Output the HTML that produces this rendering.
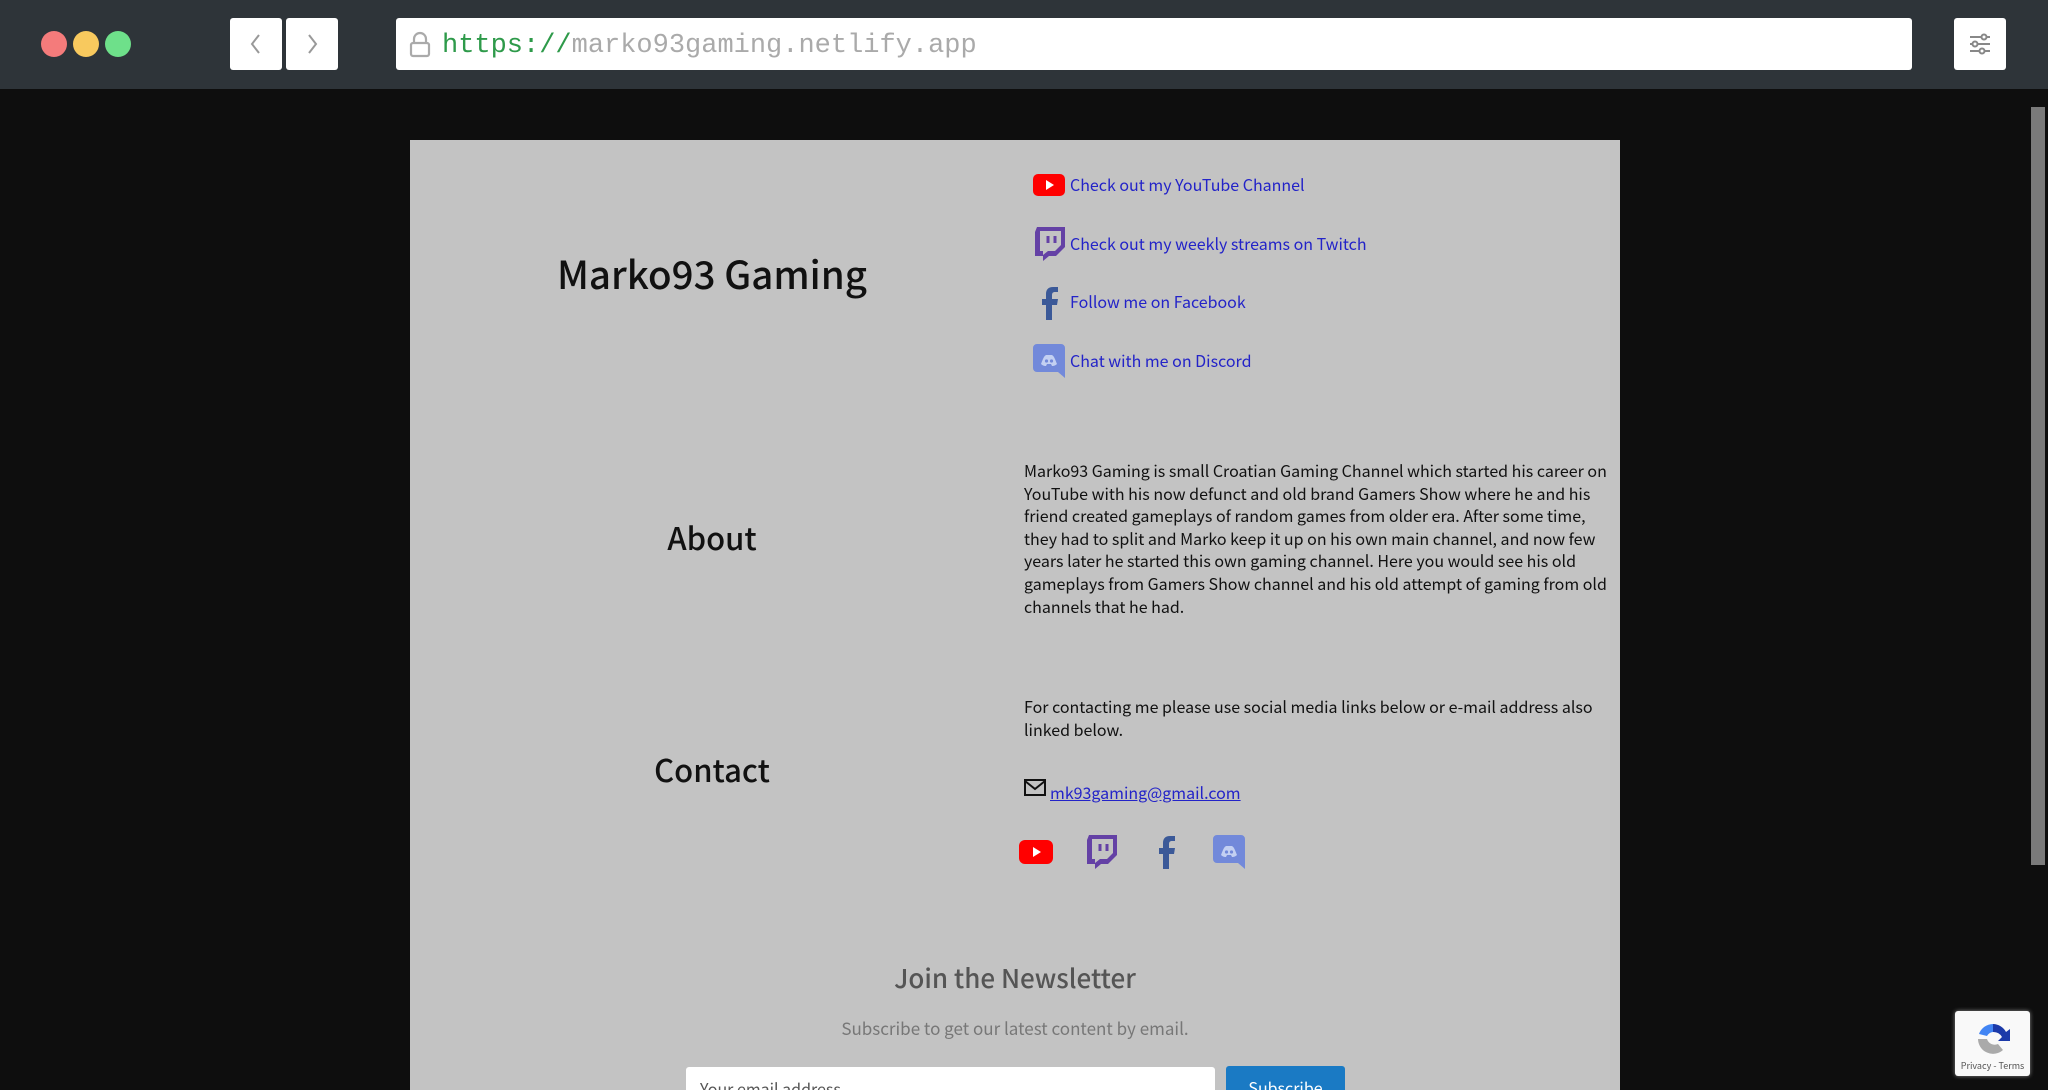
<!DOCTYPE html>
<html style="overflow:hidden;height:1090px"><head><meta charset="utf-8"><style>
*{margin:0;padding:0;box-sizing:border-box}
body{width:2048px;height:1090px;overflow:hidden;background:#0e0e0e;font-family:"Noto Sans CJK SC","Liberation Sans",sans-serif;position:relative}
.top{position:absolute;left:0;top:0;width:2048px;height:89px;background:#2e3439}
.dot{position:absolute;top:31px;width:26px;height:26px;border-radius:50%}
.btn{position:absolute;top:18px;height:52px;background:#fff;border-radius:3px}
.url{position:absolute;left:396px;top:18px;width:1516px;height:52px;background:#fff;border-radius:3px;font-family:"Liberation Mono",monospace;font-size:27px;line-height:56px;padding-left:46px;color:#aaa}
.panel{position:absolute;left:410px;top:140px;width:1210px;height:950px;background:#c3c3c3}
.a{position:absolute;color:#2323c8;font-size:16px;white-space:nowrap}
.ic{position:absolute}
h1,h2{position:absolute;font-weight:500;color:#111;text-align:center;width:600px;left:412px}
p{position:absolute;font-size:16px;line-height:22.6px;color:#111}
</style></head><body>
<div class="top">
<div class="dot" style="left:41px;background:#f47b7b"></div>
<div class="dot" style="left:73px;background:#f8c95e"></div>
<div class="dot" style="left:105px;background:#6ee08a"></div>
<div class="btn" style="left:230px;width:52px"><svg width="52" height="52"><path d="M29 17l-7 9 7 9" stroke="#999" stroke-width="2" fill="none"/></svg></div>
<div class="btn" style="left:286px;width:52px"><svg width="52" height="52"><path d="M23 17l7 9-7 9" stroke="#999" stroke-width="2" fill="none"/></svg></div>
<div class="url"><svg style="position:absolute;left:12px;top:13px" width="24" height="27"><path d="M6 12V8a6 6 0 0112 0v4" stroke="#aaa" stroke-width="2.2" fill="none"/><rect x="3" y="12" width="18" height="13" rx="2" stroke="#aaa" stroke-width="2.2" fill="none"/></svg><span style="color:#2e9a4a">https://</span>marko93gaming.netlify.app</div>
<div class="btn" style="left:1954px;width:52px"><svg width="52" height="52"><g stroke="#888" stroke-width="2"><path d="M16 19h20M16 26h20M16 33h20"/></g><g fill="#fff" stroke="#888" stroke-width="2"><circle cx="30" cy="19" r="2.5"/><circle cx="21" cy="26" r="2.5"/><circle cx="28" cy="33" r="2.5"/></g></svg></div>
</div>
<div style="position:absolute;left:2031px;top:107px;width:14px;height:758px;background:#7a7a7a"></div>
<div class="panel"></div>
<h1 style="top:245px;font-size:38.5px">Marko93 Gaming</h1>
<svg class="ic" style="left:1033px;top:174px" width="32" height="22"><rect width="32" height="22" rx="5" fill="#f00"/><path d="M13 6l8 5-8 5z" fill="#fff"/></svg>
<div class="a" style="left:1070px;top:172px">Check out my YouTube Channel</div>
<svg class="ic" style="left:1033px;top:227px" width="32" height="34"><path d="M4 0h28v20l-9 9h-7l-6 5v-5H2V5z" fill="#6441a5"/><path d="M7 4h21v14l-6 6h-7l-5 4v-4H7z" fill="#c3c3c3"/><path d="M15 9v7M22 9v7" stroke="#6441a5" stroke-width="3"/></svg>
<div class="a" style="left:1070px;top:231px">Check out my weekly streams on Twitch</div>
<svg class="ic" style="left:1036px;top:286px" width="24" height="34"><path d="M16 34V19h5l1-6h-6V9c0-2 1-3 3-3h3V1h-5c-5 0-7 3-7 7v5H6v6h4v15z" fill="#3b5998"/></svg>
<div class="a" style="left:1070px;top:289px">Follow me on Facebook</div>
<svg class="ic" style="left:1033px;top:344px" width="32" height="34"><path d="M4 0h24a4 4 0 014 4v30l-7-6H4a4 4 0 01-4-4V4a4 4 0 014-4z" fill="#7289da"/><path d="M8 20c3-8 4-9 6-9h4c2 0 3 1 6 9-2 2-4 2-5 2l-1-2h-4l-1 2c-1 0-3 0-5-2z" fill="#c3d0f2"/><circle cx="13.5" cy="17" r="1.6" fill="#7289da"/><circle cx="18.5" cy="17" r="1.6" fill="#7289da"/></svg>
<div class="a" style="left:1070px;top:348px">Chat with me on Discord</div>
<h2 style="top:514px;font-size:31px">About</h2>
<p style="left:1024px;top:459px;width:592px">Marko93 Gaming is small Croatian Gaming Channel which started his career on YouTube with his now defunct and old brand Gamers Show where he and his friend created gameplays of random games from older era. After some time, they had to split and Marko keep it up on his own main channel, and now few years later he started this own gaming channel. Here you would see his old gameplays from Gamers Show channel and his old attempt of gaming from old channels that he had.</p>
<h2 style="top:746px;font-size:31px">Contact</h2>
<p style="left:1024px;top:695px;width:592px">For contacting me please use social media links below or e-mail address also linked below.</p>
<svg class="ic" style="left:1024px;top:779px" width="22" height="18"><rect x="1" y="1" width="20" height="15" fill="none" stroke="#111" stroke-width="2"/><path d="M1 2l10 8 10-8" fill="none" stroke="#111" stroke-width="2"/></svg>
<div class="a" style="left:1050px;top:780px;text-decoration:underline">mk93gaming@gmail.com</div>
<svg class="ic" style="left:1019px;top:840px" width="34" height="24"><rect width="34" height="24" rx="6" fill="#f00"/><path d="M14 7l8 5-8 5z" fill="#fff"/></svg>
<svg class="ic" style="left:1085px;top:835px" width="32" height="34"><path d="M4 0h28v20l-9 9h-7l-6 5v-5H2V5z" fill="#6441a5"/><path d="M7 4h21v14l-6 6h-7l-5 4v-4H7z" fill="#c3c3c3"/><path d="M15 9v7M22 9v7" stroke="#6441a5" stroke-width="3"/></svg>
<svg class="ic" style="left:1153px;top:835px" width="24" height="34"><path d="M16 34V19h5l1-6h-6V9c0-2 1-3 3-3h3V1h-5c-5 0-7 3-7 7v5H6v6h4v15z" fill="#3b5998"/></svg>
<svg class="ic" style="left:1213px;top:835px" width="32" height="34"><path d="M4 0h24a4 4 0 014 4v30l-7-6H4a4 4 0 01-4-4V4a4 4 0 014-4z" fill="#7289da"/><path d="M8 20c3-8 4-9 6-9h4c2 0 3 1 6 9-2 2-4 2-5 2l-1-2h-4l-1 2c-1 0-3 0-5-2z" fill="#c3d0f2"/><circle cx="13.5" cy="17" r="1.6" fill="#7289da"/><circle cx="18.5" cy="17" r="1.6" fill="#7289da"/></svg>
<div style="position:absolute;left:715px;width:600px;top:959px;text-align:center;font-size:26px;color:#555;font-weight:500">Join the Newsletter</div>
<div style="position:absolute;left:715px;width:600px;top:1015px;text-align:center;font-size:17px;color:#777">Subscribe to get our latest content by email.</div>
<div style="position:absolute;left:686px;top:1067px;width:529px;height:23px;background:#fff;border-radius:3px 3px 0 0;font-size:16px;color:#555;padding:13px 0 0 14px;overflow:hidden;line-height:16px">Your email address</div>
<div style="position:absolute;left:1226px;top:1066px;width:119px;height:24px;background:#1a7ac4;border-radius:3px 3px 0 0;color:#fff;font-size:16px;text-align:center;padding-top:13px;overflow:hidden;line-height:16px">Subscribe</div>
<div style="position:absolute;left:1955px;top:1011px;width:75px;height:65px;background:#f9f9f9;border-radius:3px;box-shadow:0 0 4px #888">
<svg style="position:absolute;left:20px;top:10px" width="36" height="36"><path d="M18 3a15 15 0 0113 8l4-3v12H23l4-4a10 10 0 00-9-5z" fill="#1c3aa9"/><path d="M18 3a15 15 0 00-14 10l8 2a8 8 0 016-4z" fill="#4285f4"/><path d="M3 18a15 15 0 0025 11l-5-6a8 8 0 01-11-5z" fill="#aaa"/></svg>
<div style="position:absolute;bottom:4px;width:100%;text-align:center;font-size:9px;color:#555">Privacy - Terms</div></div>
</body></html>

#####

Exercise details:
Pick out the lines above containing the word "that", then copy them.

Correct result:
Output the HTML that produces this rendering.
<p style="left:1024px;top:459px;width:592px">Marko93 Gaming is small Croatian Gaming Channel which started his career on YouTube with his now defunct and old brand Gamers Show where he and his friend created gameplays of random games from older era. After some time, they had to split and Marko keep it up on his own main channel, and now few years later he started this own gaming channel. Here you would see his old gameplays from Gamers Show channel and his old attempt of gaming from old channels that he had.</p>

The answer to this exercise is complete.